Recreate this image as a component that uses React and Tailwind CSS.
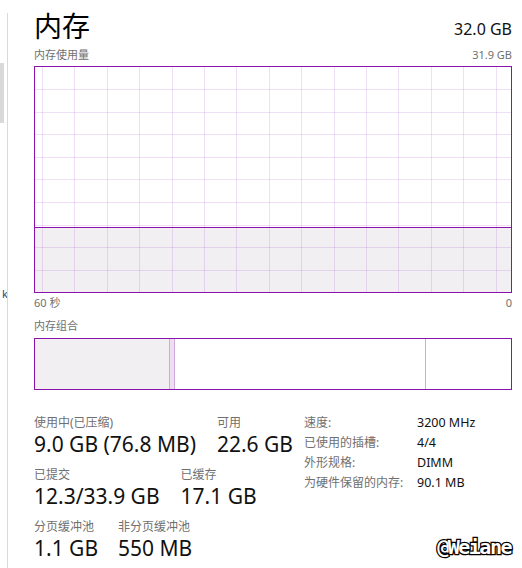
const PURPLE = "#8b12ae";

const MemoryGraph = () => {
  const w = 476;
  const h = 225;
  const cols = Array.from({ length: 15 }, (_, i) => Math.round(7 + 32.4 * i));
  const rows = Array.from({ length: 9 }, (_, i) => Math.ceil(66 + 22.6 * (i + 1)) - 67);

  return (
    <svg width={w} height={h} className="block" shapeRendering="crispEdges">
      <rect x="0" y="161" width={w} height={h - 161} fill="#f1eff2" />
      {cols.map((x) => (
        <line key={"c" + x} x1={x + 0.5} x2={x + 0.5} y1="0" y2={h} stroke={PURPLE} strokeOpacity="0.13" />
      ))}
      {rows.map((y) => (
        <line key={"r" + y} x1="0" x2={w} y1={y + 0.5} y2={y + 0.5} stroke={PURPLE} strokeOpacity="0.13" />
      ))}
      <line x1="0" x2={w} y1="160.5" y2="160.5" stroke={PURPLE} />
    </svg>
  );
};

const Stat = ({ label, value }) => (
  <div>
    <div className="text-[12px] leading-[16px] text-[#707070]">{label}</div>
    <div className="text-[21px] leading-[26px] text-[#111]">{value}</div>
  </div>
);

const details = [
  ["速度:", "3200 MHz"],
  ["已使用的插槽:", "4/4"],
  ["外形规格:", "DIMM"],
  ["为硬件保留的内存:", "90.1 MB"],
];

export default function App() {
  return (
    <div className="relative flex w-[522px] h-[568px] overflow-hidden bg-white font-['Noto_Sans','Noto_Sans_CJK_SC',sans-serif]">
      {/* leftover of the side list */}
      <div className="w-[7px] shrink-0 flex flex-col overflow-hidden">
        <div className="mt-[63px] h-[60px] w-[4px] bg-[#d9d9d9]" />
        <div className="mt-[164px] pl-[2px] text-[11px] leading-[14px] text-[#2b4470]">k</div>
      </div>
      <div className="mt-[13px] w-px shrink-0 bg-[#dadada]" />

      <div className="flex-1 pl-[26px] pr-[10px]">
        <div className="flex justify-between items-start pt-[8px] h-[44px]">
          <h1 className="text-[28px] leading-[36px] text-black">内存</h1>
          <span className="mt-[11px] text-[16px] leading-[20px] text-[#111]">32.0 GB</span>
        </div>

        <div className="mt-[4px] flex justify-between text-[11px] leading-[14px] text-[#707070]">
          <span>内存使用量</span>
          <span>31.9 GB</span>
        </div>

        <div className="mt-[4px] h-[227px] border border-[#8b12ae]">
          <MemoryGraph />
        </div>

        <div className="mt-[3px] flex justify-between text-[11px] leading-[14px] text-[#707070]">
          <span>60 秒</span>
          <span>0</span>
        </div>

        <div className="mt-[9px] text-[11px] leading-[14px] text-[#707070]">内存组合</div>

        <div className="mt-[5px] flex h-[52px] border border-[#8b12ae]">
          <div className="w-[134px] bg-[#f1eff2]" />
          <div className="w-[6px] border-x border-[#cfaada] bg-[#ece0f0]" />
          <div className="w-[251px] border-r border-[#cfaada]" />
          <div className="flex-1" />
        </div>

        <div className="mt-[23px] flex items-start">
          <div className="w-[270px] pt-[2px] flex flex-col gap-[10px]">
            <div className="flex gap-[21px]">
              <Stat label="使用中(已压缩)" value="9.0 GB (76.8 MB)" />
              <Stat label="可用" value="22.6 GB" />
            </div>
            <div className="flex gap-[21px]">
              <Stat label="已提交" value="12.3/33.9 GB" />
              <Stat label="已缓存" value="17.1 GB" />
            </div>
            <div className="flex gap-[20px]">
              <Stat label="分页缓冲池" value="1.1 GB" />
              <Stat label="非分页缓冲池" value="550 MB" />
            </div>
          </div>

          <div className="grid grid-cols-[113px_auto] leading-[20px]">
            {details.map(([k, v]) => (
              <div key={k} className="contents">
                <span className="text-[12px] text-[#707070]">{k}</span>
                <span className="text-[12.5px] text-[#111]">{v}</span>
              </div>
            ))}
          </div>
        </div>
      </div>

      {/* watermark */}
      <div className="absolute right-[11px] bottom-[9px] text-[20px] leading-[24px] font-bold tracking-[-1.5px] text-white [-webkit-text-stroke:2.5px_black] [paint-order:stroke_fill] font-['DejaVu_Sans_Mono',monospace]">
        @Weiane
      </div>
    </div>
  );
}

----

• [What is being asked] Repeat the listing above up to and including the line with "22.6 * (i + 1)) - 67);", starting from its first line. Drop any pictures.

• [Result for this exercise]
Recreate this image as a component that uses React and Tailwind CSS.
const PURPLE = "#8b12ae";

const MemoryGraph = () => {
  const w = 476;
  const h = 225;
  const cols = Array.from({ length: 15 }, (_, i) => Math.round(7 + 32.4 * i));
  const rows = Array.from({ length: 9 }, (_, i) => Math.ceil(66 + 22.6 * (i + 1)) - 67);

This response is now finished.